I didn't see Death Proof.

Really, a completist attitude is just a consequence of any director with a name and a fanbase, and rare indeed is the director with no duds at all.

Oh I agree, funnily enough I was having this conversation with some friends just the other week and I basically came to the conclusion that the only director to never disapoint me (thus far) is Christopher Nolan.
 
But what about Christoph Waltz? His performance was a career high and utterly made the movie. I've never seen a tour de force like that in any movie ever.

He was funny and amusing but I really didn't see what the big deal was. He played a polite thug who said a lot of cool things and dabbled in casual violence.
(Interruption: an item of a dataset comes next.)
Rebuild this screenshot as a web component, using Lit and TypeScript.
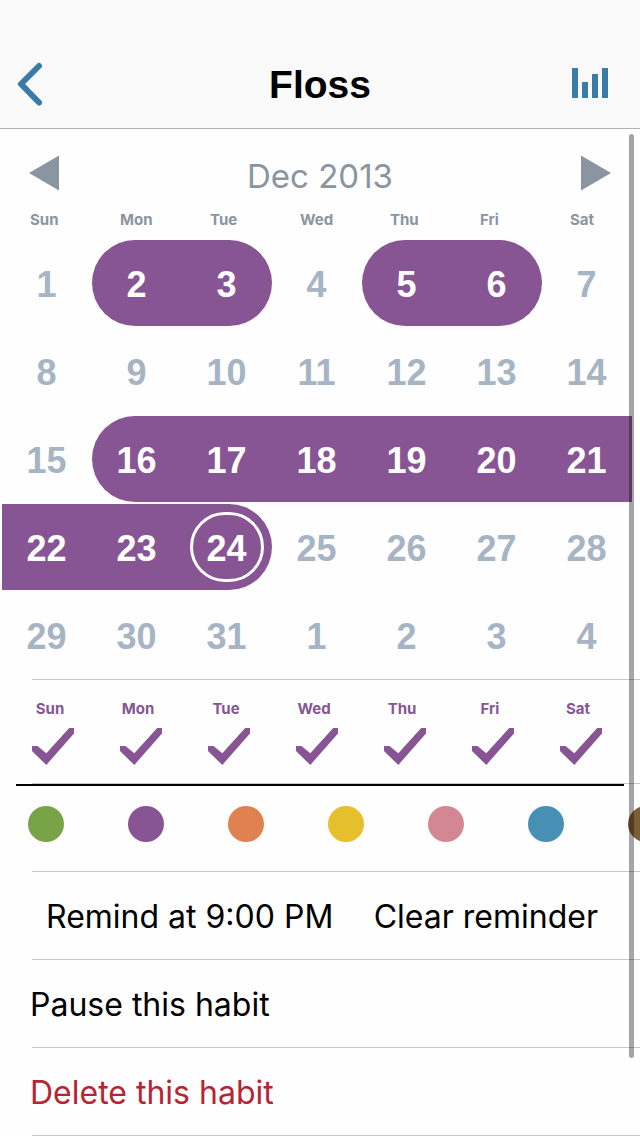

In other words, he played a typical Tarantino stock character.

I could be wrong, but it sounds like you just don't like anti-hero thugs.

Not true. I'm a Garth Ennis fan. Those are the only type of characters he writes. But Ennis always does fun, unexpected things with his characters that you don't see coming. Tarantino will do this too I guess. But mostly all he does is set up a character and kill them off unexpectedly. That becomes really annoying after a while to me. It's the reason I hate Lost. To do that is just a big waste of the audiences time IMO. Granted, comparing one of the most successful filmmakers of all time to a comic book writer with a cult following a shitty comparison. But no, I don't dislike anti-hero's. Just Tarantino's.